枕の上の葉

1999/04/07 メディアボックス試写室
インドネシアのストリート・チルドレンを追った社会派映画。
登場する少年たちは街でスカウトした本物。by K. Hattori


 インドネシアの都市ジョグジャカルタを舞台に、身寄りのないストリート・チルドレンと、彼らと共に生活する女性の生活を描く、ドキュメンタリー・タッチの社会派ドラマ。昨年の東京国際映画祭では審査員特別賞を受賞し、アジア太平洋国際映画祭では最優秀作品賞と最優秀主演女優賞を受賞している。製作と主演を兼ねているのは、インドネシアを代表する女優クリスティン・ハキム。小栗康平監督の『眠る男』にも出演している、国際的な映画人だ。今回は映画の中では、ストリート・チルドレンたちから母や恋人のように慕われる、アシーという女性を演じている。監督は国際的な賞を数多く受賞しているガリン・ヌグロホ。映画に登場するストリート・チルドレンたちは、ジョグジャカルタの街の中でスカウトした、実際のストリート・チルドレンだという。

 映画の描こうとしてるテーマは何となくわかるのだが、僕はこの映画をあまり高く評価していない。映画の中身と器が、どうもチグハグな感じがするのだ。登場する少年たちは本物のストリート・チルドレンなのに、室内や夜間シーンは露骨にスタジオ・セット。その人工的な配光を「様式美」とプレス資料では紹介しているが、単にロケ場面とうまく馴染んでいないだけだと思う。多分に技術的な問題ではないだろうか。少年たちが実際の街の中に飛び出していくと、いかにも生き生きとしてリアルなのに、夜になってアシーのもとに戻ってくると、少年たちからは快活さがすっかり消えて、すべてが作り物になってしまう。治安もよくない国だし、政情も不安定な中での撮影。すべてをロケで撮るのは、さまざまな意味で困難なのだろう。スタジオで撮影するのは、決して悪いことではない。でも、照明がいかにもスタジオっぽいのは興醒めだ。もっとライトを減らして、暗いところは真っ黒につぶしてしまうぐらいの思い切りがほしい。

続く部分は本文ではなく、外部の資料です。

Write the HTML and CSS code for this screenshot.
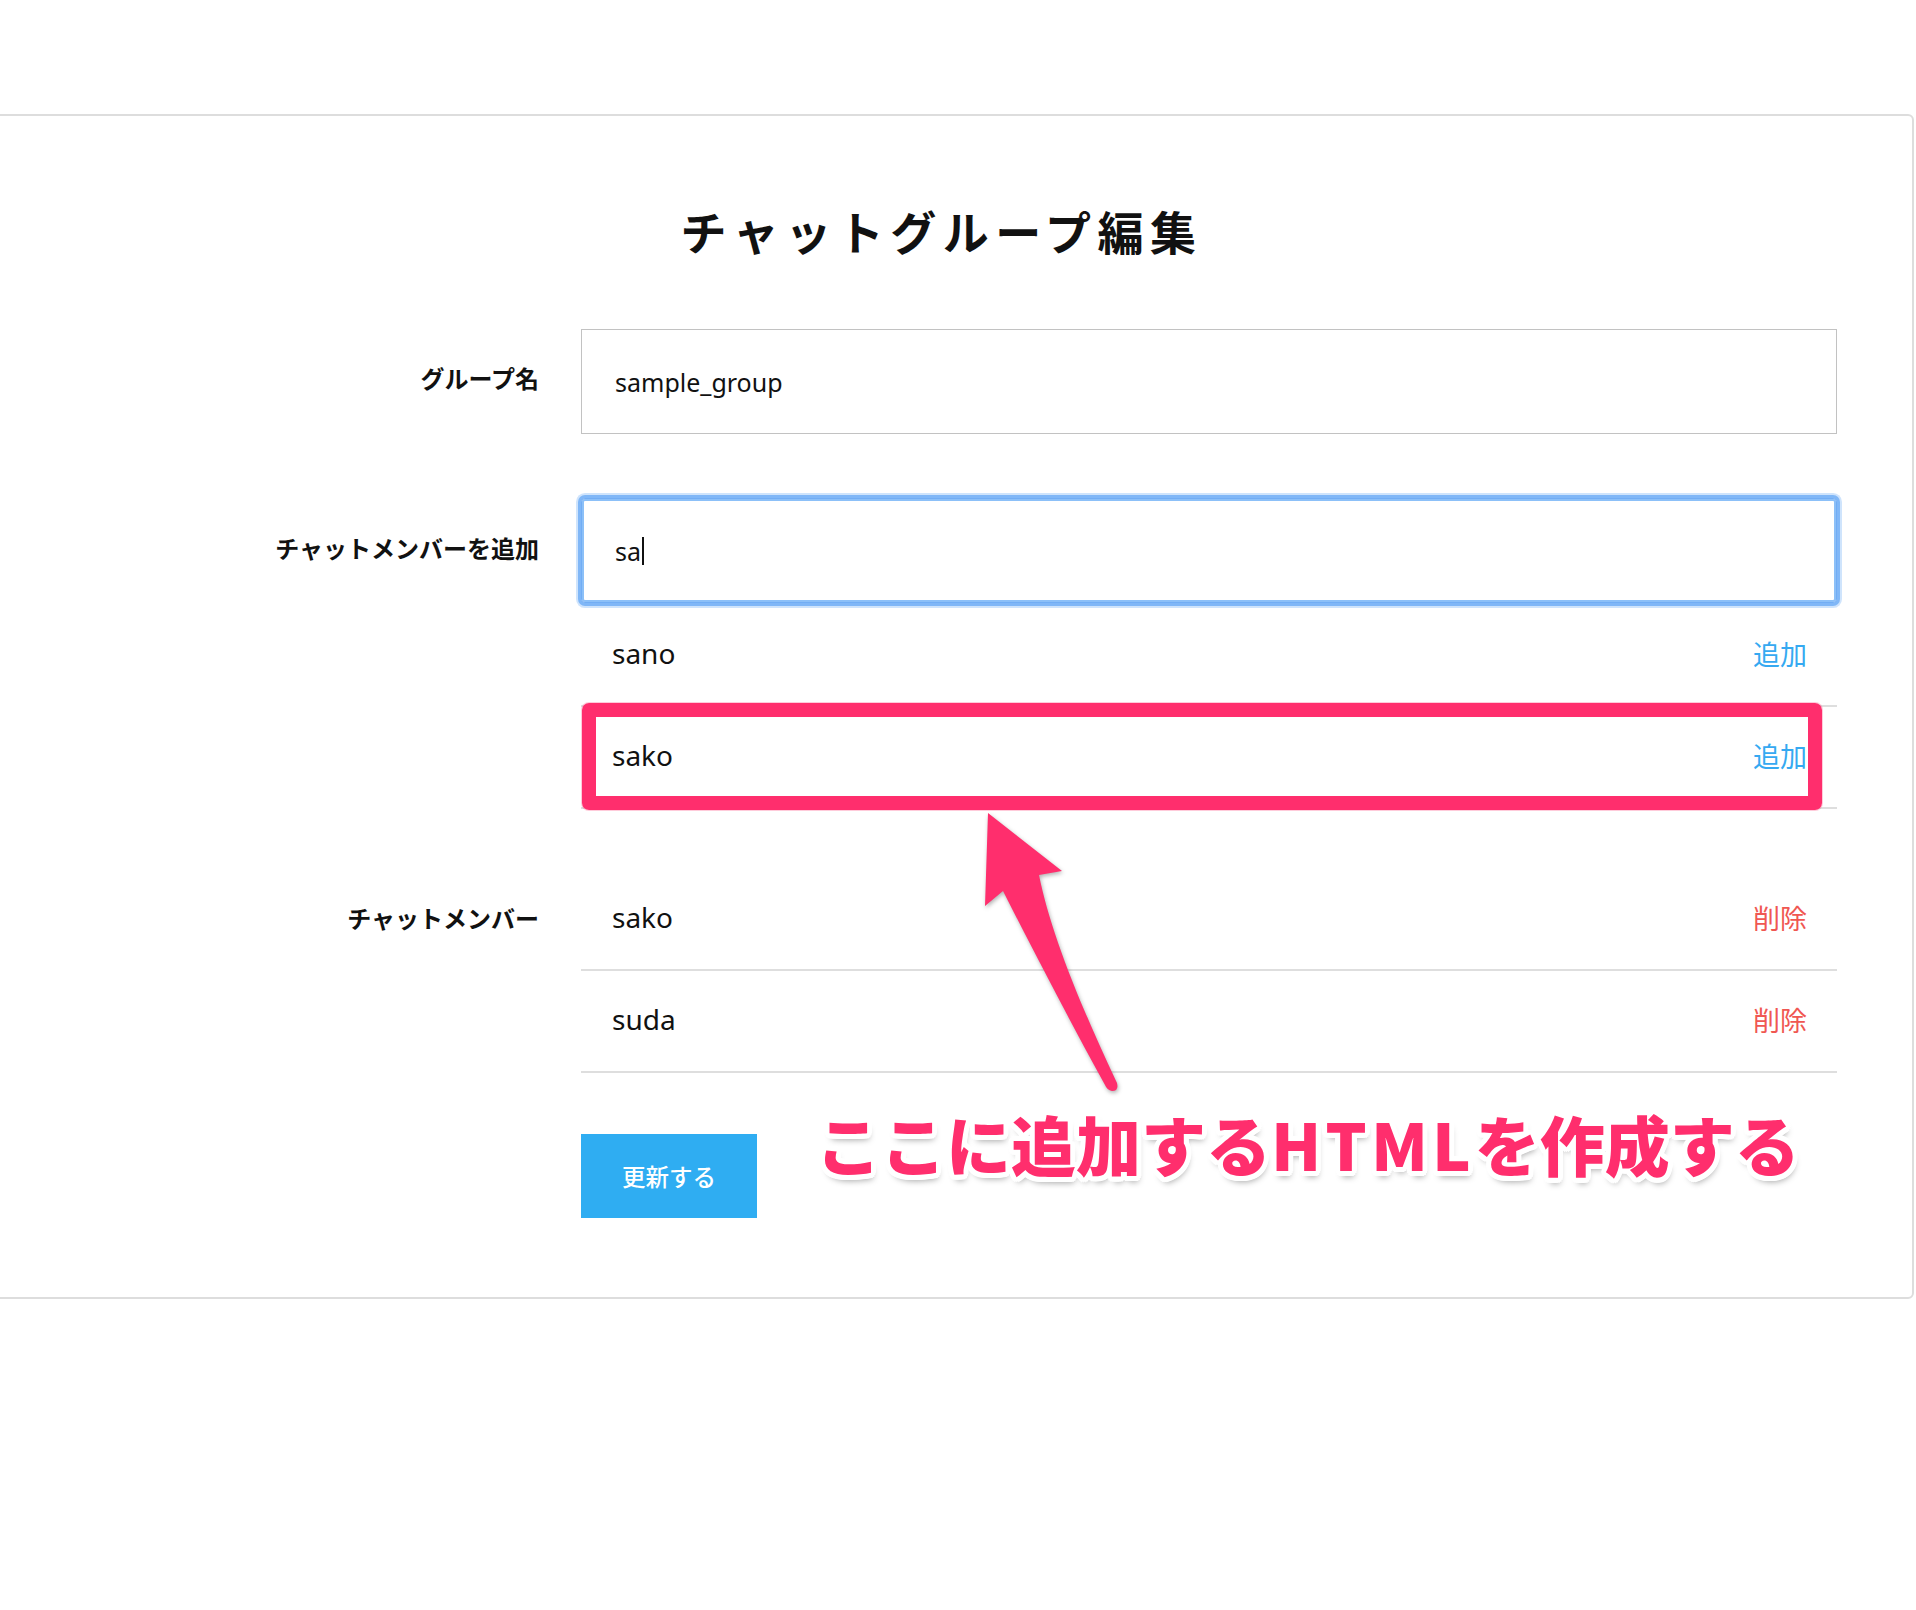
FILE: index.html
```html
<!DOCTYPE html>
<html lang="ja">
<head>
<meta charset="utf-8">
<title>チャットグループ編集</title>
<link rel="stylesheet" href="styles.css">
</head>
<body>
<div class="page">
  <main class="card">
    <div class="inner">
      <h1 class="title">チャットグループ編集</h1>
      <form class="form">
        <div class="field field-group">
          <label class="label" for="group-name">グループ名</label>
          <div class="control">
            <input class="input" id="group-name" type="text" value="sample_group">
          </div>
        </div>

        <div class="field field-add">
          <label class="label">チャットメンバーを追加</label>
          <div class="control">
            <div class="input is-focused" role="textbox">sa<span class="caret"></span></div>
            <ul class="list suggestions">
              <li class="row"><span class="name">sano</span><a class="action add">追加</a></li>
              <li class="row"><span class="name">sako</span><a class="action add">追加</a></li>
              <li class="highlight" aria-hidden="true"></li>
            </ul>
          </div>
        </div>

        <div class="field field-members">
          <label class="label">チャットメンバー</label>
          <div class="control">
            <ul class="list members">
              <li class="row"><span class="name">sako</span><a class="action remove">削除</a></li>
              <li class="row"><span class="name">suda</span><a class="action remove">削除</a></li>
            </ul>
          </div>
        </div>

        <div class="field field-actions">
          <span></span>
          <div class="control">
            <button class="btn" type="button">更新する</button>
          </div>
        </div>
      </form>
    </div>
  </main>

  <svg class="arrow" width="180" height="300" viewBox="0 0 180 300" aria-hidden="true">
    <path d="M28,13 L102,71 L79,75 C90,130 118,200 157,283 Q159,291 152,291 Q147,290 145,285 C112,225 78,160 43,91 L25,106 Z" fill="#ff2e6d"/>
  </svg>
  <p class="note">ここに追加する<span class="note-latin">HTML</span>を作成する</p>
</div>
</body>
</html>
```

FILE: styles.css
```css
* { box-sizing: border-box; }

body {
  margin: 0;
  background: #fff;
  color: #111;
  font-family: "Noto Sans", "Noto Sans CJK JP", sans-serif;
}

.page {
  position: relative;
  padding-top: 114px;
  min-height: 1610px;
}

.card {
  margin-left: -4px;
  width: 1918px;
  border: 2px solid #dddddd;
  border-radius: 0 6px 6px 0;
  padding: 91px 0 79px 2px;
}

.inner {
  width: 1837px;
}

.title {
  margin: 0 0 76px;
  padding-left: 46px;
  text-align: center;
  font-family: "Noto Sans CJK JP", sans-serif;
  font-weight: 700;
  font-size: 46px;
  line-height: 46px;
  letter-spacing: 6.5px;
  color: #111;
}

.form {
  margin: 0;
}

.field {
  display: grid;
  grid-template-columns: 539px 1fr;
  column-gap: 42px;
  align-items: start;
}

.label {
  height: 105px;
  padding-bottom: 8px;
  display: flex;
  align-items: center;
  justify-content: flex-end;
  font-family: "Noto Sans CJK JP", sans-serif;
  font-weight: 700;
  font-size: 24px;
  color: #111;
}

.field-add .label { padding-bottom: 6px; }

.field-group { margin-bottom: 64px; }
.field-add { margin-bottom: 60px; }
.field-members { margin-bottom: 61px; }
.field-members .label { height: 100px; padding-bottom: 4px; }

.input {
  display: flex;
  align-items: center;
  width: 100%;
  height: 105px;
  margin: 0;
  padding: 0 0 0 33px;
  border: 1px solid #c2c2c2;
  border-radius: 0;
  background: #fff;
  font-family: "Noto Sans", "Noto Sans CJK JP", sans-serif;
  font-size: 25px;
  color: #111;
  outline: none;
}

.input.is-focused {
  border-color: #72adf4;
  border-radius: 4px;
  box-shadow: inset 0 0 0 2px #8cc0f8, 0 0 0 3px #80b7f7, 0 0 0 5px #cfe4fc;
}

.caret {
  display: inline-block;
  width: 2px;
  height: 28px;
  margin-left: 1px;
  background: #111;
}

.list {
  list-style: none;
  margin: 0;
  padding: 0;
}

.suggestions {
  position: relative;
  margin-top: 2px;
}

.row {
  display: flex;
  align-items: center;
  justify-content: space-between;
  height: 102px;
  padding: 0 30px 4px 31px;
  border-bottom: 2px solid #dedede;
  font-size: 28px;
}

.name { color: #111; }

.action {
  font-family: "Noto Sans CJK JP", sans-serif;
  font-size: 27px;
  cursor: pointer;
}

.add { color: #35a9f1; }
.remove { color: #f05752; }

.highlight {
  position: absolute;
  left: 1px;
  top: 98px;
  width: 1240px;
  height: 107px;
  border: 14px solid #ff2e6d;
  border-radius: 7px;
  box-shadow: 0 0 0 1px rgba(255, 46, 109, 0.25);
}

.btn {
  display: block;
  width: 176px;
  height: 84px;
  border: none;
  background: #2fadf2;
  color: #fff;
  font-family: "Noto Sans CJK JP", sans-serif;
  font-weight: 500;
  font-size: 23.5px;
  cursor: pointer;
}

.arrow {
  position: absolute;
  left: 960px;
  top: 800px;
  filter: drop-shadow(1px 2px 2px rgba(0, 0, 0, 0.3));
}

.note {
  position: absolute;
  left: 816px;
  top: 1111px;
  margin: 0;
  font-family: "Noto Sans CJK JP", sans-serif;
  font-weight: 900;
  font-size: 65px;
  line-height: 65px;
  color: #ff2e6d;
  white-space: nowrap;
  text-shadow:
    5px 0 0 #fff, -5px 0 0 #fff, 0 5px 0 #fff, 0 -5px 0 #fff,
    3.5px 3.5px 0 #fff, -3.5px 3.5px 0 #fff, 3.5px -3.5px 0 #fff, -3.5px -3.5px 0 #fff,
    4.6px 1.9px 0 #fff, -4.6px 1.9px 0 #fff, 4.6px -1.9px 0 #fff, -4.6px -1.9px 0 #fff,
    1.9px 4.6px 0 #fff, -1.9px 4.6px 0 #fff, 1.9px -4.6px 0 #fff, -1.9px -4.6px 0 #fff,
    2px 6px 6px rgba(0, 0, 0, 0.35);
}

.note-latin {
  letter-spacing: 4px;
}
```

 アシーのもとにいるストリート・チルドレンの中でも、ガキ大将的な存在がヘルという17歳の少年。ドラマとしては、アシーとヘルの絡みをずっと追いかけて、最後にヘルが物語から退場する方がよかったと思う。この映画では、アシーのもとから次々に少年たちが消えて行くのだが、エピソードがそれぞれダンゴ状にかたまっていて、映画全体を貫く流れが阻害されてしまう。スグンとヘルの退場順序を入れ替えるだけでも、映画はずっとまとまりのあるものになったと思うのだが……。

 映画の中で描かれているストリート・チルドレンの境遇は、それぞれ実際に取材した事実をもとにしたフィクションだろう。日本で言えば小学校低学年ぐらいの子供が、大人顔負けの憎まれ口をたたいたりする場面は、むしろ見ていて痛々しかった。ストリート・チルドレンは、無邪気な子供でいることを許されないのだ。しかし主人公のアシーは、そんな少年たちに同情などしない。彼女も少年たちと一緒に生き、一緒に笑ったり泣いたりする。ここには、路上生活を送る子供たちを高みから見下ろして、同情したり哀れんだりする視点は存在しない。